*Stored rows*
══════════
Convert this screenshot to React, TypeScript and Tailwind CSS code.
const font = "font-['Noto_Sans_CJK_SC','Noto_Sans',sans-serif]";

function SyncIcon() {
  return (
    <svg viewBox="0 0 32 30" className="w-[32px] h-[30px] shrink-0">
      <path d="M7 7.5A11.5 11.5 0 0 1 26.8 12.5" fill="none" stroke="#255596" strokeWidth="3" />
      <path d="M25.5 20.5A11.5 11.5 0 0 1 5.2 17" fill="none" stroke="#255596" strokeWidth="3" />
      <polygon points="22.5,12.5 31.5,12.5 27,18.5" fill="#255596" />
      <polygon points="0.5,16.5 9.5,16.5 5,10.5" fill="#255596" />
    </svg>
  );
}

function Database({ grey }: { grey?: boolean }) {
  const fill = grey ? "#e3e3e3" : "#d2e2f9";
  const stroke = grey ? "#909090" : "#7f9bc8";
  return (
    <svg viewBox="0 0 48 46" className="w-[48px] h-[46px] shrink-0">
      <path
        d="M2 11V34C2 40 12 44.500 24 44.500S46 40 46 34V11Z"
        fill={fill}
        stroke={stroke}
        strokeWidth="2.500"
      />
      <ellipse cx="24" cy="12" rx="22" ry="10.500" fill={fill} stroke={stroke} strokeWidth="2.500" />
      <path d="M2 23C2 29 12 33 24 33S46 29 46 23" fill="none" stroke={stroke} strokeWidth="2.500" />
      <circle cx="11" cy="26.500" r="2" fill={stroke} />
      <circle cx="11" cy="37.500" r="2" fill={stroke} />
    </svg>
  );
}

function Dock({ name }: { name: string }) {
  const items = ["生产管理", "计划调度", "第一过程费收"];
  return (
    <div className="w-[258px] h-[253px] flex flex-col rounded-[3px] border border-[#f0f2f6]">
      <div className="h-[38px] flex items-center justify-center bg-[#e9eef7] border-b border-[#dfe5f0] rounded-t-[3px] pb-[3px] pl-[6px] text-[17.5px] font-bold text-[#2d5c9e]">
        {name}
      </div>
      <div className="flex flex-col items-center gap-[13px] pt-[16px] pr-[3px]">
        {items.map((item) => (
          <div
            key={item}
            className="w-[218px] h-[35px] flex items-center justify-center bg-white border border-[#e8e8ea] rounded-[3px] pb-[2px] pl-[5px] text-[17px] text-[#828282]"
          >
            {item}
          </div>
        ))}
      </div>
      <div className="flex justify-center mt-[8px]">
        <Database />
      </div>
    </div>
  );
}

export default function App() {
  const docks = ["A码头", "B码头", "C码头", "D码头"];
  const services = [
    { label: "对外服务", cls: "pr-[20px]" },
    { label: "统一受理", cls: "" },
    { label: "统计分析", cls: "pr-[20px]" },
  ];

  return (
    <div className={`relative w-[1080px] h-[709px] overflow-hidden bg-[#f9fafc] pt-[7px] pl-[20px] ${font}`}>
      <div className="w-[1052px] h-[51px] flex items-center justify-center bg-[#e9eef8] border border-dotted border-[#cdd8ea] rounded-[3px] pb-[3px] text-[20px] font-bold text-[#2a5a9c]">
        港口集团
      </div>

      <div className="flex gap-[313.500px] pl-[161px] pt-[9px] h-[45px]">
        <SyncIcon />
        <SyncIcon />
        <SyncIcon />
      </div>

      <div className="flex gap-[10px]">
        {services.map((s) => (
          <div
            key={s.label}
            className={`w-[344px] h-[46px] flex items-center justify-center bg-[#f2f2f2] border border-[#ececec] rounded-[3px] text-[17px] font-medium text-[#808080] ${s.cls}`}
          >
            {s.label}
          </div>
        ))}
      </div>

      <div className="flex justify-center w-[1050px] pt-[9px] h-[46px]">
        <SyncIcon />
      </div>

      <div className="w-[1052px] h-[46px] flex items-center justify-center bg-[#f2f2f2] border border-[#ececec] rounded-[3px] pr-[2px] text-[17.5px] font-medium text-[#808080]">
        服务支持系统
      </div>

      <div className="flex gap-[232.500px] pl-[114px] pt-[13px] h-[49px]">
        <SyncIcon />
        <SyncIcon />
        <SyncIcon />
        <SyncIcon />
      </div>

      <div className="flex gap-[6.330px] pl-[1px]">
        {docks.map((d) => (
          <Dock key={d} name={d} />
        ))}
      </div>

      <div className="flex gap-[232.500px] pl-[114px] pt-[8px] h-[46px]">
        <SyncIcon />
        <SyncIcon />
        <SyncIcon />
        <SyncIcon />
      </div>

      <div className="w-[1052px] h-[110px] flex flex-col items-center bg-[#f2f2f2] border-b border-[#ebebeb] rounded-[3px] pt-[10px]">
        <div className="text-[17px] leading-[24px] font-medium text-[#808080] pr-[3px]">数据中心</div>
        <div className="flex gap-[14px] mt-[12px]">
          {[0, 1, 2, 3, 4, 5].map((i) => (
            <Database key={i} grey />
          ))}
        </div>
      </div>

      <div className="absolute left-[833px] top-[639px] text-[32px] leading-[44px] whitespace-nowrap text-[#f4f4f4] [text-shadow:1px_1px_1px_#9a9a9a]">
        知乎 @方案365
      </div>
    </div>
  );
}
══════════
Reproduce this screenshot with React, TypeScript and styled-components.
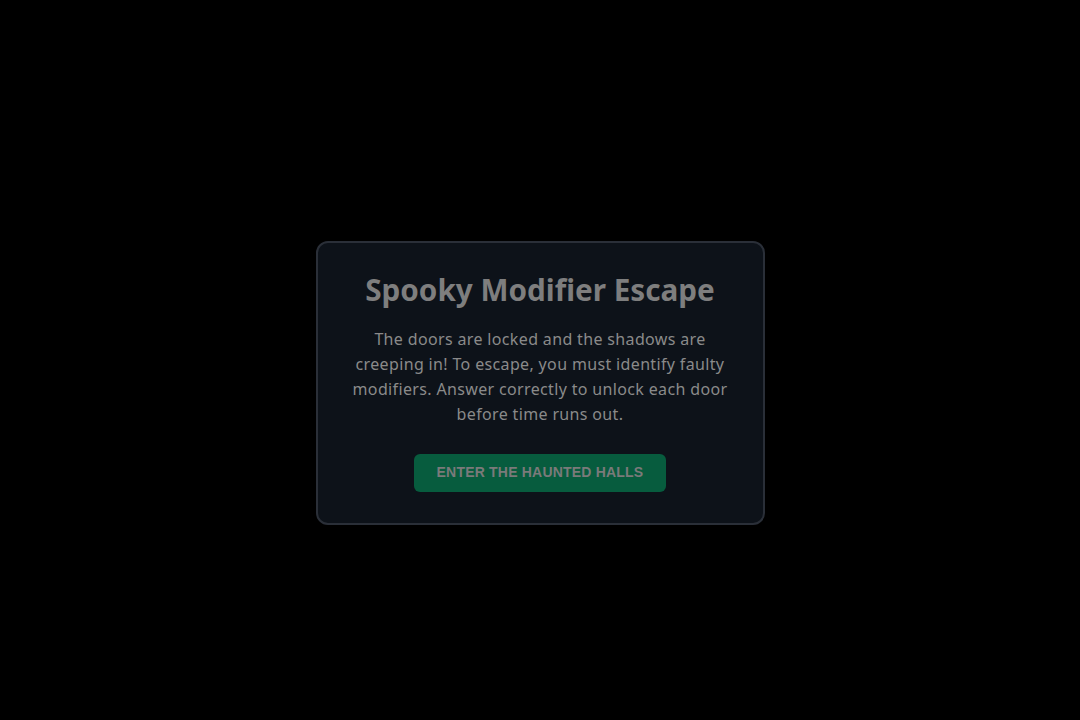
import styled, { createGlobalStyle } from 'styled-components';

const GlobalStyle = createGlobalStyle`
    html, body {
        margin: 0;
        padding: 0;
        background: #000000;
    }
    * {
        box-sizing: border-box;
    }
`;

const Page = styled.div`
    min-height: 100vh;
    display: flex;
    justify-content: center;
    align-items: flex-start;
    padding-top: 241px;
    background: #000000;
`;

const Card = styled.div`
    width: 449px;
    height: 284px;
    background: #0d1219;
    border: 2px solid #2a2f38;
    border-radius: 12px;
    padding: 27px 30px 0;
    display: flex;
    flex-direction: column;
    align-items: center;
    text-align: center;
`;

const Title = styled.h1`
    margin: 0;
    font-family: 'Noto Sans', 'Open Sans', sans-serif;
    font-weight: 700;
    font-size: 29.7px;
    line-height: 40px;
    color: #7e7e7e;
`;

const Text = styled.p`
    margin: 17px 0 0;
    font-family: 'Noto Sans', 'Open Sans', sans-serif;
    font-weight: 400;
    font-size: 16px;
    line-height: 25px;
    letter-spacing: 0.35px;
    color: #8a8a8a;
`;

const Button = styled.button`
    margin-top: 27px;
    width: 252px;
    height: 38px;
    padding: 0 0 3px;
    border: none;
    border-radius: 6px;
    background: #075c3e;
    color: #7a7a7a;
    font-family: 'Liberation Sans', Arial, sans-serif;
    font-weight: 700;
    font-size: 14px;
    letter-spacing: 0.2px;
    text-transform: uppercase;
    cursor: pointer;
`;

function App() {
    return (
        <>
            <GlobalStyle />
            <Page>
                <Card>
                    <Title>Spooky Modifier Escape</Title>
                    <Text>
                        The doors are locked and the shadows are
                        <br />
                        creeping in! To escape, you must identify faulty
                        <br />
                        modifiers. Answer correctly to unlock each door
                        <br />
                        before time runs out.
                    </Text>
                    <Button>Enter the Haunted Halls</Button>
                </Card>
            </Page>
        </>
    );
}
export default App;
══════════
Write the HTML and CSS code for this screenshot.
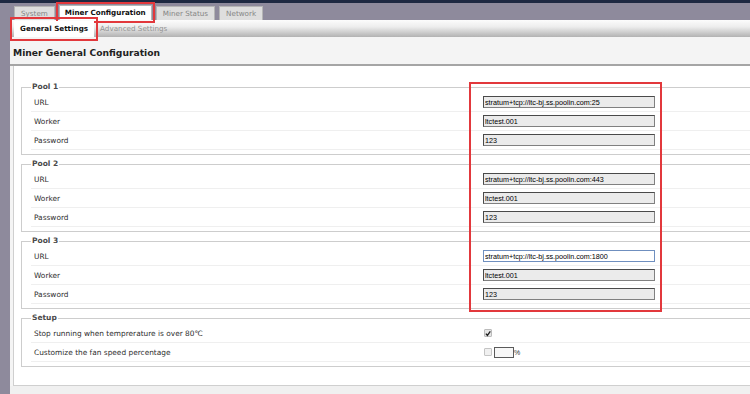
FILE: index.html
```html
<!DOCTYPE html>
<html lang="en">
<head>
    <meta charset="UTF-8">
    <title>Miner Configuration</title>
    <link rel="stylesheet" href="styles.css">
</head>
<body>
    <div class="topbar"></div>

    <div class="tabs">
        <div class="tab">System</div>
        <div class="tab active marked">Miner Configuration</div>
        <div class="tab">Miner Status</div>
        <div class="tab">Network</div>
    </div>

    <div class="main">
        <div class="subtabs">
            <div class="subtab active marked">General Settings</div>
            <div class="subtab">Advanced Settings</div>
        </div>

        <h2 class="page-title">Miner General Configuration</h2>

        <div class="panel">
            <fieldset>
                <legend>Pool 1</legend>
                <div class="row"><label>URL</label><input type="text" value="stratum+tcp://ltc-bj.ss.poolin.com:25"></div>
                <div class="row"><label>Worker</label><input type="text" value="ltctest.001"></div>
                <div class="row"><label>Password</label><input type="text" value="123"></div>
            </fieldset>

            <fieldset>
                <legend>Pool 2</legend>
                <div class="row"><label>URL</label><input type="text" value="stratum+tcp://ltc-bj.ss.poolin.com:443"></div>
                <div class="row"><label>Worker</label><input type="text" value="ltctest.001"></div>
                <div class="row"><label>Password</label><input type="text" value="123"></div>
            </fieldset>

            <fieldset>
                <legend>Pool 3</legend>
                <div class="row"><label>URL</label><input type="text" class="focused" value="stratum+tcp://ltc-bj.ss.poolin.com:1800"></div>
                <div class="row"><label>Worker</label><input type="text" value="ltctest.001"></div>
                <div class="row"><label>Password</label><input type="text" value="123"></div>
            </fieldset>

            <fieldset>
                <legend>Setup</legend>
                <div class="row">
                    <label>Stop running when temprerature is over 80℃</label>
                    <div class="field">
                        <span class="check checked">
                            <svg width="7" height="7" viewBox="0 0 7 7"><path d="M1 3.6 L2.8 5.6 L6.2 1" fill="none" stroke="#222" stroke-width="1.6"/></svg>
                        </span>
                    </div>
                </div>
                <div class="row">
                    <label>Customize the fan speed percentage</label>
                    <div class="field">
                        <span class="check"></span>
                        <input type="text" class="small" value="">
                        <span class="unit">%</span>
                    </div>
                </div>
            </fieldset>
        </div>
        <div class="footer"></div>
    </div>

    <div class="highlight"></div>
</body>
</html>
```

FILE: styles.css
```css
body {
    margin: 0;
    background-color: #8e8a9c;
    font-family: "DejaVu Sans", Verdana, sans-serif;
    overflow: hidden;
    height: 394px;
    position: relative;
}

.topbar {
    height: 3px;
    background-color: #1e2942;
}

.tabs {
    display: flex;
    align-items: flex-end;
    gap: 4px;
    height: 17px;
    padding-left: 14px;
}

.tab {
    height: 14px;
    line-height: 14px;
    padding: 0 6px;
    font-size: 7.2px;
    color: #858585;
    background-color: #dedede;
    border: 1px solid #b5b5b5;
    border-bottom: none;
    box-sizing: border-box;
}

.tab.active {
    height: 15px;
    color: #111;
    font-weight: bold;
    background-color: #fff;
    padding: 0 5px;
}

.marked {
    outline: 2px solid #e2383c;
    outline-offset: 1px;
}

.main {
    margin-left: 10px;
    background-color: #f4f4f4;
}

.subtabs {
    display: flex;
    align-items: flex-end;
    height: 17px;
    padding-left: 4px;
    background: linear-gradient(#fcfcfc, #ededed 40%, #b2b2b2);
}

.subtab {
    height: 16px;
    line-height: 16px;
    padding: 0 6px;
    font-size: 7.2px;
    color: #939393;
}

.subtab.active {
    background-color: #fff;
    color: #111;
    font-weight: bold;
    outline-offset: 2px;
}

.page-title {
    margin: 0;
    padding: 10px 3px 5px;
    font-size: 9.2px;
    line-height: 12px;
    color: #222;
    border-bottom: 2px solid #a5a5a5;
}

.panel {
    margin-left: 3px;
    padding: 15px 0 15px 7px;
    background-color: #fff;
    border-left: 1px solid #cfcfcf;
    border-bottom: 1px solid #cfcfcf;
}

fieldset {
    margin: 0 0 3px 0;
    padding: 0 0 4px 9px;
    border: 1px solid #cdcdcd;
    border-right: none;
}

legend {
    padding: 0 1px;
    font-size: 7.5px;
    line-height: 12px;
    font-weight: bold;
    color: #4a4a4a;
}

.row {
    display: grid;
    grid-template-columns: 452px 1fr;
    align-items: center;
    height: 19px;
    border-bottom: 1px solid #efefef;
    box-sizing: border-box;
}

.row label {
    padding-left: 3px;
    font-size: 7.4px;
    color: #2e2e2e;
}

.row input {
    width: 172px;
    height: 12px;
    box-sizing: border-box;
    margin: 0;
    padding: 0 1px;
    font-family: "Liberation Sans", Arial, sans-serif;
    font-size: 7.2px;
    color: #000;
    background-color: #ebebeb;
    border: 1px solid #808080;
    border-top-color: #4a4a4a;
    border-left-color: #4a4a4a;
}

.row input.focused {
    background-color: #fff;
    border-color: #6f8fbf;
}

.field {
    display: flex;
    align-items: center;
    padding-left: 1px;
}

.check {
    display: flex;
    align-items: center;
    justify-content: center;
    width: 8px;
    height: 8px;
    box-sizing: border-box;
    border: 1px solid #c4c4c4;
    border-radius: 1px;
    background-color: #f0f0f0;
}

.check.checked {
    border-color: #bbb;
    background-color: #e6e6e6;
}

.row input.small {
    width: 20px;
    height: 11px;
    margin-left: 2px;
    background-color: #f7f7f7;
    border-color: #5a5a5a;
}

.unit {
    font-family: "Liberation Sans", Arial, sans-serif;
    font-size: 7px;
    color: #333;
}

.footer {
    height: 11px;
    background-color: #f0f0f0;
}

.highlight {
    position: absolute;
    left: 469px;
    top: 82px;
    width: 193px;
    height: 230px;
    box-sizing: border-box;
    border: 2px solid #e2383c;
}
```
══════════
*Written request*
Where a line holds "components", copy it out.

*Answer*
Reproduce this screenshot with React, TypeScript and styled-components.
import styled, { createGlobalStyle } from 'styled-components';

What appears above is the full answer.